Enfin, en matière d'environnement et de développement durable, le dispositif général de l'accord s'avère en contradiction avec les objectifs fixés par l'accord de Paris sur le climat en 2015. Je précise à ce propos que la Commission nationale consultative des droits de l'homme (CNCDH) a publié, le 15 décembre dernier, un rapport particulièrement critique sur le CETA.

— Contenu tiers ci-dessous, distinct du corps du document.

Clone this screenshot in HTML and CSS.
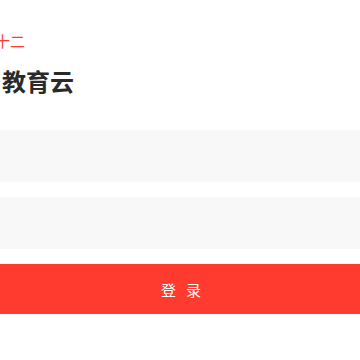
FILE: index.html
```html
<!DOCTYPE html>
<html lang="zh">
<head>
<meta charset="utf-8">
<link rel="stylesheet" href="styles.css">
</head>
<body>
<div class="page">
  <div class="sub">十二</div>
  <h1 class="title">教育云</h1>
  <div class="field"></div>
  <div class="field second"></div>
  <button class="btn">登录</button>
</div>
</body>
</html>
```
FILE: styles.css
```css
html, body {
  margin: 0;
  padding: 0;
  background: #fff;
  overflow: hidden;
}
.page {
  padding-top: 31px;
  font-family: "Noto Sans CJK SC", "Noto Sans", sans-serif;
}
.sub {
  margin-left: -5px;
  font-size: 15px;
  line-height: 20px;
  height: 20px;
  color: #ff3b30;
}
.title {
  margin: 14px 0 0 2px;
  font-size: 24px;
  line-height: 32px;
  font-weight: 700;
  color: #2a2a2a;
}
.field {
  margin-top: 33px;
  height: 52px;
  background: #f8f8f8;
}
.field.second {
  margin-top: 15px;
}
.btn {
  display: block;
  width: 100%;
  margin-top: 15px;
  height: 50px;
  border: none;
  background: #ff3b30;
  color: #fff;
  font-family: "Noto Sans CJK SC", sans-serif;
  font-size: 15px;
  letter-spacing: 10px;
  padding: 0 0 0 12px;
  box-shadow: 0 1px 2px rgba(0,0,0,0.2);
}
```
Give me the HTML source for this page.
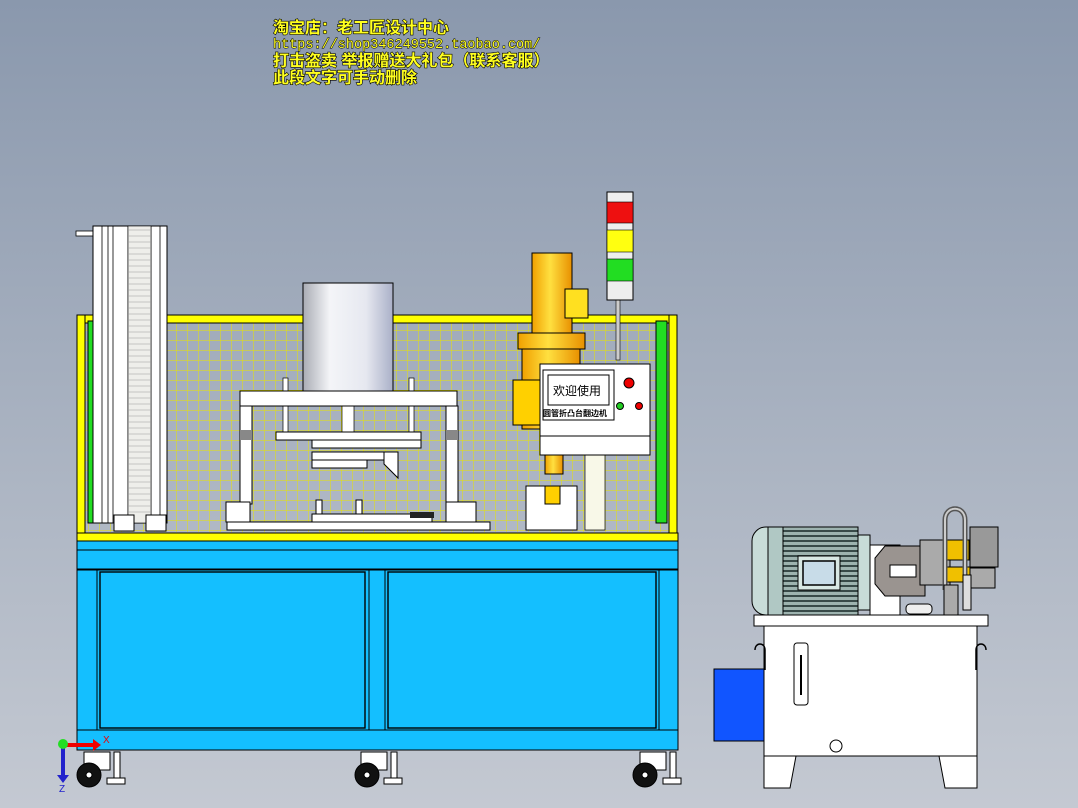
<!DOCTYPE html>
<html><head><meta charset="utf-8"><style>
html,body{margin:0;padding:0;width:1078px;height:808px;overflow:hidden}
svg{display:block}
.t{font-family:"Liberation Sans","Noto Sans CJK SC",sans-serif;font-size:16px;font-weight:bold;fill:#ffff20;stroke:#000;stroke-width:1.2px;paint-order:stroke}
.m{font-family:"Liberation Mono",monospace;font-size:13.5px;fill:#ffff20;stroke:#000;stroke-width:1px;paint-order:stroke}
</style></head><body>
<svg width="1078" height="808" viewBox="0 0 1078 808" xmlns="http://www.w3.org/2000/svg">
<defs>
<linearGradient id="bg" x1="0" y1="0" x2="0" y2="1"><stop offset="0" stop-color="#8a98ad"/><stop offset="1" stop-color="#c4c9d2"/></linearGradient>
<linearGradient id="cyl" x1="0" x2="1"><stop offset="0" stop-color="#a9acb4"/><stop offset=".3" stop-color="#f4f5f8"/><stop offset=".7" stop-color="#e6e8f0"/><stop offset="1" stop-color="#aab0c8"/></linearGradient>
<linearGradient id="or" x1="0" x2="1"><stop offset="0" stop-color="#f0a000"/><stop offset=".45" stop-color="#ffe040"/><stop offset="1" stop-color="#e89000"/></linearGradient>
<pattern id="mesh" width="11" height="10" patternUnits="userSpaceOnUse"><path d="M0 0H11M0 0V10" stroke="#e8e400" stroke-width="1" fill="none"/></pattern>
<pattern id="fin" width="4" height="5" patternUnits="userSpaceOnUse"><rect width="4" height="5" fill="#9db3af"/><rect width="4" height="2" fill="#384a48"/></pattern>
</defs>
<rect width="1078" height="808" fill="url(#bg)"/>
<text class="t" x="273" y="33">淘宝店：老工匠设计中心</text>
<text class="m" x="273" y="48">https://shop346249552.taobao.com/</text>
<text class="t" x="273" y="66">打击盗卖 举报赠送大礼包（联系客服）</text>
<text class="t" x="273" y="83">此段文字可手动删除</text>

<rect x="84" y="322" width="588" height="210" fill="url(#mesh)"/>
<rect x="77" y="315" width="600" height="8" fill="#ffff00" stroke="#000" stroke-width="1"/>
<rect x="77" y="315" width="8" height="218" fill="#ffff00" stroke="#000"/>
<rect x="669" y="315" width="8" height="218" fill="#ffff00" stroke="#000"/>
<rect x="88" y="321" width="10" height="202" fill="#22dd22" stroke="#000"/>
<rect x="656" y="321" width="11" height="202" fill="#22dd22" stroke="#000"/>
<rect x="76" y="231" width="20" height="5" fill="#fff" stroke="#000" stroke-width=".8"/>
<rect x="93" y="226" width="74" height="297" fill="#fff" stroke="#000"/>
<path d="M102 226V523M108 226V523M113 226V523M128 226V523M151 226V523M160 226V523" stroke="#000" stroke-width=".8"/>
<rect x="128" y="226" width="23" height="297" fill="#eeeeea" stroke="#000" stroke-width=".6"/>
<path d="M128 230H151M128 236H151M128 242H151M128 248H151M128 254H151M128 260H151M128 266H151M128 272H151M128 278H151M128 284H151M128 290H151M128 296H151M128 302H151M128 308H151M128 314H151M128 320H151M128 326H151M128 332H151M128 338H151M128 344H151M128 350H151M128 356H151M128 362H151M128 368H151M128 374H151M128 380H151M128 386H151M128 392H151M128 398H151M128 404H151M128 410H151M128 416H151M128 422H151M128 428H151M128 434H151M128 440H151M128 446H151M128 452H151M128 458H151M128 464H151M128 470H151M128 476H151M128 482H151M128 488H151M128 494H151M128 500H151M128 506H151M128 512H151" stroke="#999" stroke-width=".6"/>
<rect x="114" y="515" width="20" height="16" fill="#fff" stroke="#000"/><rect x="146" y="515" width="20" height="16" fill="#fff" stroke="#000"/>

<rect x="303" y="283" width="90" height="109" fill="url(#cyl)" stroke="#000"/>
<rect x="283" y="378" width="5" height="55" fill="#fff" stroke="#000" stroke-width=".7"/>
<rect x="409" y="378" width="5" height="55" fill="#fff" stroke="#000" stroke-width=".7"/>
<rect x="342" y="406" width="12" height="35" fill="#fff" stroke="#000" stroke-width=".7"/>
<rect x="240" y="391" width="217" height="15" fill="#fff" stroke="#000"/>
<rect x="240" y="406" width="12" height="98" fill="#fff" stroke="#000"/>
<rect x="446" y="406" width="12" height="98" fill="#fff" stroke="#000"/>
<rect x="240" y="430" width="12" height="10" fill="#888"/><rect x="446" y="430" width="12" height="10" fill="#888"/>
<rect x="276" y="432" width="145" height="8" fill="#fff" stroke="#000"/>
<rect x="312" y="440" width="109" height="8" fill="#fff" stroke="#000"/>
<rect x="312" y="452" width="73" height="8" fill="#fff" stroke="#000"/>
<rect x="312" y="460" width="55" height="8" fill="#fff" stroke="#000"/>
<path d="M384 452h14v26l-14-14z" fill="#fff" stroke="#000"/>
<rect x="226" y="502" width="24" height="20" fill="#fff" stroke="#000"/>
<rect x="446" y="502" width="30" height="20" fill="#fff" stroke="#000"/>
<rect x="227" y="522" width="263" height="8" fill="#fff" stroke="#000"/>
<rect x="312" y="514" width="120" height="8" fill="#fff" stroke="#000"/>
<rect x="316" y="500" width="6" height="14" fill="#fff" stroke="#000"/><rect x="356" y="500" width="6" height="14" fill="#fff" stroke="#000"/>
<rect x="410" y="512" width="24" height="6" fill="#222"/>

<rect x="532" y="253" width="40" height="82" fill="url(#or)" stroke="#000"/>
<rect x="565" y="289" width="23" height="29" fill="#ffe020" stroke="#000"/>
<rect x="518" y="333" width="67" height="16" fill="url(#or)" stroke="#000"/>
<rect x="522" y="349" width="58" height="80" fill="url(#or)" stroke="#000"/>
<rect x="513" y="380" width="28" height="45" fill="#ffd000" stroke="#000"/>
<rect x="545" y="429" width="18" height="45" fill="url(#or)" stroke="#000"/>
<rect x="526" y="486" width="51" height="44" fill="#fff" stroke="#000"/>
<rect x="545" y="486" width="15" height="18" fill="#ffd000" stroke="#000"/>
<rect x="585" y="455" width="20" height="75" fill="#f8f8e8" stroke="#000" stroke-width=".7"/>
<rect x="616" y="298" width="4" height="62" fill="#ccc" stroke="#000" stroke-width=".6"/>
<rect x="607" y="192" width="26" height="108" fill="#eee" stroke="#000"/>
<rect x="607" y="202" width="26" height="21" fill="#ee1010" stroke="#000" stroke-width=".6"/>
<rect x="607" y="230" width="26" height="22" fill="#ffff10" stroke="#000" stroke-width=".6"/>
<rect x="607" y="259" width="26" height="22" fill="#22dd22" stroke="#000" stroke-width=".6"/>
<rect x="540" y="364" width="110" height="91" fill="#fff" stroke="#000"/>
<path d="M540 436H650" stroke="#000"/>
<rect x="543" y="370" width="71" height="50" fill="#fff" stroke="#000"/>
<rect x="548" y="375" width="61" height="30" fill="#fff" stroke="#000"/>
<text x="553" y="395" font-family="Liberation Sans,Noto Sans CJK SC,sans-serif" font-size="12" fill="#000">欢迎使用</text>
<text x="543" y="416" font-family="Liberation Sans,Noto Sans CJK SC,sans-serif" font-size="8" font-weight="bold" fill="#000">圆管折凸台翻边机</text>
<circle cx="629" cy="383" r="5" fill="#e00" stroke="#000"/>
<circle cx="620" cy="406" r="3.5" fill="#2c2" stroke="#000"/>
<circle cx="639" cy="406" r="3.5" fill="#e00" stroke="#000"/>

<rect x="77" y="533" width="601" height="8" fill="#ffff00" stroke="#000"/>
<rect x="77" y="541" width="601" height="9" fill="#14bfff" stroke="#000"/>
<rect x="77" y="550" width="601" height="19" fill="#14bfff" stroke="#000"/>
<rect x="77" y="570" width="601" height="160" fill="#14bfff" stroke="#000"/>
<rect x="100" y="572" width="265" height="156" fill="#14bfff" stroke="#000" stroke-width="1.4"/>
<rect x="388" y="572" width="268" height="156" fill="#14bfff" stroke="#000" stroke-width="1.4"/>
<path d="M97 570V730M369 570V730M385 570V730M659 570V730" stroke="#000"/>
<rect x="77" y="730" width="601" height="20" fill="#14bfff" stroke="#000"/>
<g fill="#fff" stroke="#000">
<rect x="84" y="752" width="26" height="18"/><circle cx="89" cy="775" r="12" fill="#111"/><circle cx="89" cy="775" r="3"/><rect x="114" y="752" width="6" height="26"/><rect x="107" y="778" width="18" height="6"/>
<rect x="361" y="752" width="26" height="18"/><circle cx="367" cy="775" r="12" fill="#111"/><circle cx="367" cy="775" r="3"/><rect x="391" y="752" width="6" height="26"/><rect x="384" y="778" width="18" height="6"/>
<rect x="640" y="752" width="26" height="18"/><circle cx="645" cy="775" r="12" fill="#111"/><circle cx="645" cy="775" r="3"/><rect x="670" y="752" width="6" height="26"/><rect x="663" y="778" width="18" height="6"/>
</g>
<path d="M63 745H93" stroke="#e00" stroke-width="4"/><path d="M93 739l8 6-8 6z" fill="#e00"/>
<path d="M63 745V775" stroke="#22c" stroke-width="4"/><path d="M57 775l6 8 6-8z" fill="#22c"/>
<circle cx="63" cy="744" r="5" fill="#2d2"/>
<text x="103" y="743" font-size="10" fill="#e00" font-family="Liberation Sans,sans-serif">X</text>
<text x="59" y="792" font-size="10" fill="#22c" font-family="Liberation Sans,sans-serif">Z</text>

<rect x="714" y="669" width="50" height="72" fill="#1155ff" stroke="#000"/>
<rect x="764" y="626" width="213" height="130" fill="#fff" stroke="#000"/>
<path d="M764 756h213v32h-32l-6-32M764 756v32h26l6-32" fill="#fff" stroke="#000"/>
<path d="M755 650c0-8 10-8 10 0v20M986 650c0-8-10-8-10 0v20" fill="none" stroke="#000" stroke-width="1.5"/>
<rect x="794" y="643" width="14" height="62" rx="3" fill="#fff" stroke="#000"/><path d="M801 655V695" stroke="#000" stroke-width="2"/>
<circle cx="836" cy="746" r="6" fill="#fff" stroke="#000"/>
<rect x="754" y="615" width="234" height="11" fill="#fff" stroke="#000"/>
<rect x="752" y="527" width="32" height="88" rx="14" fill="#c8dcd8" stroke="#000"/>
<rect x="768" y="527" width="20" height="88" fill="#b0c8c4" stroke="#000"/>
<rect x="783" y="527" width="75" height="88" fill="url(#fin)" stroke="#000"/>
<rect x="798" y="556" width="42" height="34" fill="#d8e8e4" stroke="#000"/>
<rect x="803" y="561" width="32" height="24" fill="#c8dce8" stroke="#000" stroke-width="1.5"/>
<rect x="858" y="535" width="12" height="75" fill="#c8dcd8" stroke="#000"/>
<rect x="870" y="545" width="30" height="70" fill="#fff" stroke="#000"/>
<path d="M885 546h40v50h-40l-10-12v-26z" fill="#9a9490" stroke="#000"/>
<rect x="890" y="565" width="26" height="12" fill="#fff" stroke="#000"/>
<rect x="920" y="540" width="30" height="45" fill="#aaa" stroke="#000"/>
<rect x="944" y="540" width="25" height="20" fill="#f0c000" stroke="#000"/>
<rect x="945" y="567" width="25" height="15" fill="#f0c000" stroke="#000"/>
<rect x="970" y="527" width="28" height="40" fill="#999" stroke="#000"/>
<rect x="970" y="568" width="25" height="20" fill="#aaa" stroke="#000"/>
<path d="M945 590V520c0-15 20-15 20 0v55" fill="none" stroke="#555" stroke-width="5"/>
<path d="M945 590V520c0-15 20-15 20 0v55" fill="none" stroke="#ccc" stroke-width="2"/>
<rect x="944" y="585" width="14" height="30" fill="#aaa" stroke="#000"/>
<rect x="963" y="575" width="8" height="35" fill="#ddd" stroke="#000"/>
<rect x="906" y="604" width="26" height="10" rx="4" fill="#eee" stroke="#000"/>
</svg>
</body></html>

Les risques de catastrophe économique, sociale et environnementale que comporte cet accord avec le Canada sont rendus possibles par le caractère antidémocratique de ce type d'accord de libre-échange, qu'illustre parfaitement le processus de négociation, comme l'idée incongrue de l'entrée en vigueur provisoire du CETA, laquelle réduirait à sa plus simple expression le débat dans les États-membres. Or, même s'il peut y avoir des divergences sur l'appréciation des conséquences du CETA, chacun peut convenir que celles-ci méritent, par leur ampleur potentielle, d'être débattues dans un cadre public, ouvert et contradictoire. Cette transparence a fait défaut durant les négociations au cours desquelles le peuple français a été représenté par les technocrates de la Commission européenne, à l'exclusion de toute participation des peuples, des parlements nationaux et de la société civile, ce qui interroge sur la légitimité même de ces négociations dont l'opacité entretient la méfiance des peuples.

C'est pourquoi il nous paraît essentiel de susciter aujourd'hui le débat en toute transparence sur cet accord, comme le groupe GDR l'avait fait en déposant une proposition de résolution sur le TAFTA, adoptée par l'Assemblée nationale le 22 mai 2014. Ce texte comporte deux demandes principales adressées au gouvernement : qu'il consulte et informe le Parlement avant toute application provisoire du CETA, même si, j'en suis conscient, le gouvernement a donné son accord à cette application provisoire lors du Conseil du 28 octobre dernier et, en application de l'article 11 de la constitution, qu'il propose au Président de la République l'organisation d'un référendum sur le projet de loi de ratification. Sur un sujet aussi lourd de conséquences que le CETA, il nous semble en effet nécessaire de donner directement la parole au peuple.